Our over-educated and under-employed workforce would do well to consider what the son of business friend chose for a career. At a time when parents and educators are force-feeding young people a steady diet of university fare, our friend’s son chose to become a plumber. He’s been fully-employed in this line of work for more than ten years now, progressing through a four-year apprenticeship that included college courses, job training and practical experience. He’s now a Project Manager for a mechanical contractor, responsible for overseeing and managing the work performed by others.
We’ve been hearing for years about shortages in skilled trades. It was a constant concern when I worked for EllisDon and time hasn’t improved the situation. Anyone who chooses to become a plumber, electrician, carpenter, mechanic, bricklayer, painter, drywaller or other skilled trades person can be assured of full-time work for the rest of his or her life regardless of where they live. These jobs are important in the world of business and are not limited to large urban centres. Skilled workers can work full-time wherever they live, in small communities or large cities. Their skills are always in demand and in short supply.
One of the major benefits of employment in the skilled trades is financial. Just consider what you have to pay a plumber to visit your home to replace the seal on your toilet, a painter to redecorate your main floor or an electrician to install a new ceiling fixture in your diningroom. And we’ve all had heart-stopping bills from the mechanic who maintains our vehicle.
Isn’t it time we stopped funneling everyone into university and directed them instead to the many options available in skilled fields? Consider the benefits:
- Full employment, either with an established firm or self-employment.
- Mobility, whether the individual prefers small-town life or life in the city, across the country.

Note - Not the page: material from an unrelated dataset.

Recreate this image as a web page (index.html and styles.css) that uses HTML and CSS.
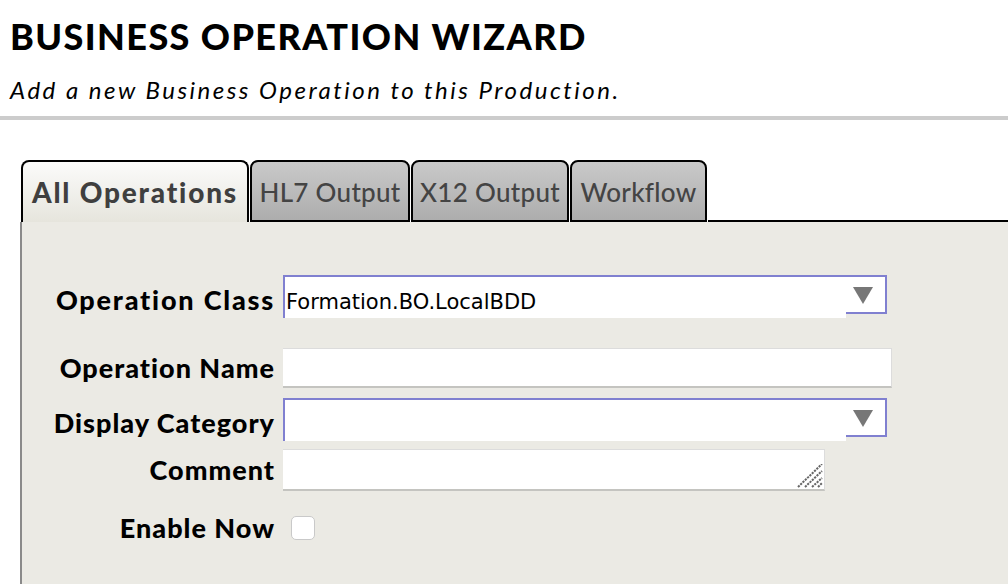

- Financial security. Hourly rates are lucrative and if unionized, benefits are plentiful.
- Flexibility in working hours.
- Flexibility in type of work, whether you want to work indoors or outdoors, on commercial or residential, on production or custom projects.
- You’ll be everyone’s friend. We’d all love to have a plumber, electrician, carpenter or mechanic in our circle.
- Mate bait. Having a skilled trades person as a partner makes for a happier home life.
- Growth potential. Whether working for someone else or self-employed, opportunities are abundant for bright, ambitious individuals to advance their careers into supervisory, administrative or entrepreneurial positions.
Ask your under-employed friends and relatives to give it some thought. And skilled work isn’t limited to the construction trades. Wouldn’t it be great to have a baker, a hairdresser, chef or telecommunications person in the family? The benefits are undeniable and last a lifetime.